Some people have genuine concerns that attention to languages other than English will disadvantage students. Such concerns do not seem to be supported by research into the academic achievements of mono- and bilingual students overseas. Facility in more than one language improves skills in other areas.

 

I would like to make it clear that in expressing these ideas I am not advocating the ideology of multiculturalism which, ironically, is the enemy of indigenous groups. By invoking anti-discrimination laws and making accusations of racism, multiculturalism can be and has been used against those who try to maintain their identity. Multiculturalism as practiced is the pretence that there are no power differences between groups. Large and powerful national cultures can afford to boast about their broadmindedness in harbouring other cultures.

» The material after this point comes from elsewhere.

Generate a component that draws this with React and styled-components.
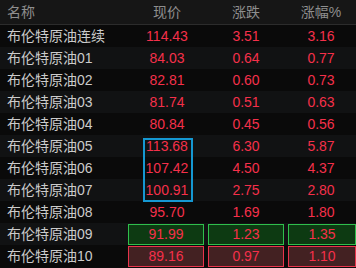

Their unstated expectation is that cultural enclaves will eventually assimilate.

 

Small groups cannot afford that hypocrisy. They know that they will be the ones to be assimilated to the incomers unless they maintain control of their territory. Australian indigenous people have that option on their lands. Tibetans, Bretons, Welsh, Gaels and many other minorities within supra-national states do not have that lifeline.

 

A variety of cultures can and should survive on this Earth, but this can only work by respecting the rights of each group to defend their identity on their own territory. Demanding that they be "inclusive" of more powerful groups which move in on them is folly, when those groups have irreconcilable attitudes and no intention of reciprocating the gesture.

 

Therefore, it will be in the long-term interests of Australia to encourage non-indigenous children to become familiar with Aboriginal languages so that they, to some extent, will be assimilated to the original cultures of this land, and come to think of them as part of our common heritage. A new and richer idea of what it means to be Australian will develop. Promotion of languages, in other words, can be the opposite of divisive. The question is whether such language-and-culture courses, like English, should be compulsory.